That way your users can create their vacancies with the ISP portal,
But then internal e-mails need to go out to the ISP, don't they? Because, if internal e-mails get delivered locally, the vacation autoresponses on the ISP will not trigger, will they?
Hello R, I only wrote about the incoming side - of course, you also want to send mail to remote users, and that includes users with an address of …@myisp.com. They will go to the ISP and be fetched to local from there.
That is not what I had in mind. My users will not go to the ISP and fetch their e-mails from there. They will always go to my internal mail server. If a user is on the road, he/she will connect with OpenVPN first.
Of course, immediately receiving new e-mails without a VPN connection would be more comfortable. But that level of comfort needs a real mail server consultant then. 8-)
The trouble is, with that configuration, if the Internet link goes down, internal e-mail stops working too.

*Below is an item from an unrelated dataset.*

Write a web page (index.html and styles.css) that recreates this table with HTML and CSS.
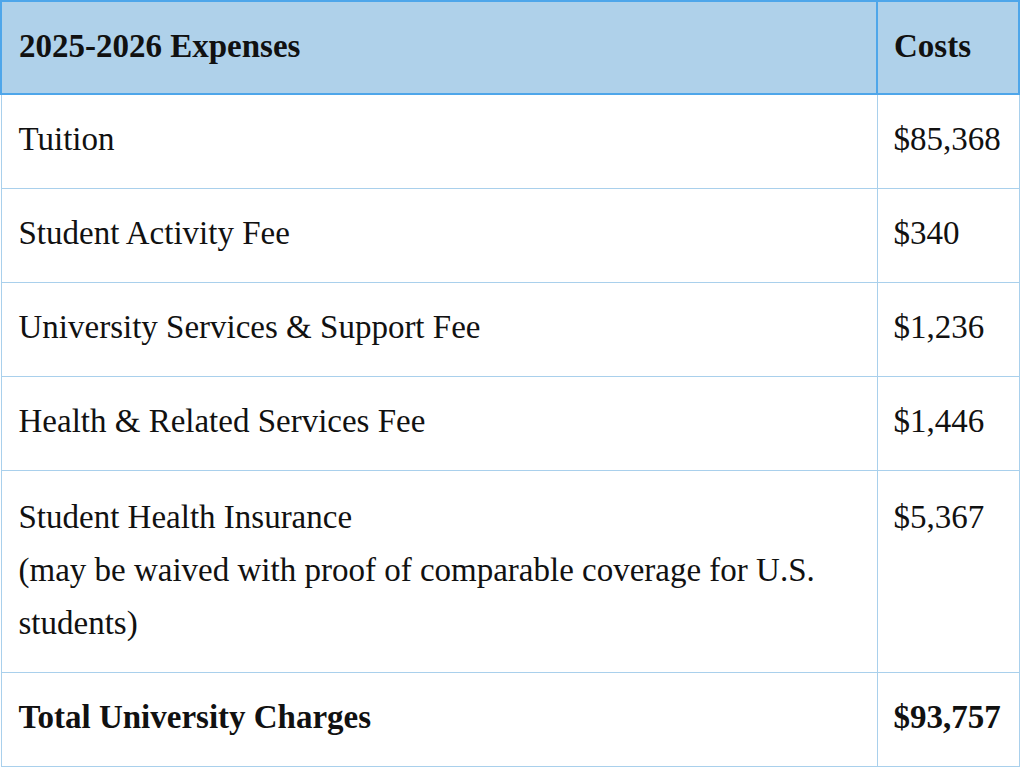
FILE: index.html
```html
<!DOCTYPE html>
<html lang="en">
<head>
<meta charset="utf-8">
<title>2025-2026 Expenses</title>
<link rel="stylesheet" href="styles.css">
</head>
<body>
<table class="costs">
  <thead>
    <tr class="head-row">
      <th class="col-item">2025-2026 Expenses</th>
      <th class="col-cost">Costs</th>
    </tr>
  </thead>
  <tbody>
    <tr><td>Tuition</td><td class="amount">$85,368</td></tr>
    <tr><td>Student Activity Fee</td><td class="amount">$340</td></tr>
    <tr><td>University Services &amp; Support Fee</td><td class="amount">$1,236</td></tr>
    <tr><td>Health &amp; Related Services Fee</td><td class="amount">$1,446</td></tr>
    <tr class="note-row"><td>Student Health Insurance<br>(may be waived with proof of comparable coverage for U.S. students)</td><td class="amount">$5,367</td></tr>
    <tr class="total-row"><td>Total University Charges</td><td class="amount">$93,757</td></tr>
  </tbody>
</table>
</body>
</html>
```

FILE: styles.css
```css
html, body {
  margin: 0;
  padding: 0;
  background: #ffffff;
}

body {
  font-family: "Liberation Serif", "Times New Roman", serif;
  color: #111111;
}

.costs {
  width: 1020px;
  border-collapse: collapse;
  font-size: 33px;
  line-height: 53px;
}

.costs th,
.costs td {
  text-align: left;
  vertical-align: top;
  padding: 18px 16px 22px 17px;
  border: 1px solid #a9d0ec;
}

.costs th {
  background: #afd1ea;
  font-weight: bold;
  border: 2px solid #4ea6ea;
  padding-top: 18px;
  padding-bottom: 20px;
}

.costs .col-cost,
.costs .amount {
  padding-left: 16px;
}

.col-item {
  width: 841px;
}

.note-row td {
  padding-top: 20px;
}

.total-row td {
  font-weight: bold;
}
```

And if internet's down, e-mail will stop working anyways, so why bother? Even facebook/whatsupp will stop working then!
I have seen Microsoft Exchange setups that carried on working locally if the Internet connection was down. If Microsoft can do that, I want to have it too. 8-)
Whatsapp (which you shouldn't actually use for confidential business communications) may continue working with your mobile phone data connection.
With some tinkering, you can configure your local relay smtp to deliver those locally, but if your people do not talk about their vacancies over the water cooler, then they will miss that reminder then.
People are not that careless even in small businesses, where there is no water cooler at all. Most of them do set up autoresponders, so that customers know. Small business tend to care about customers more than big ones. The idea is that those autoresponders should also work internally.
I just learnt that you can install a "Managesieve server" plug-in for forwarding and autoresponders. That would be the way to go then, instead of using the autoresponder at the ISP.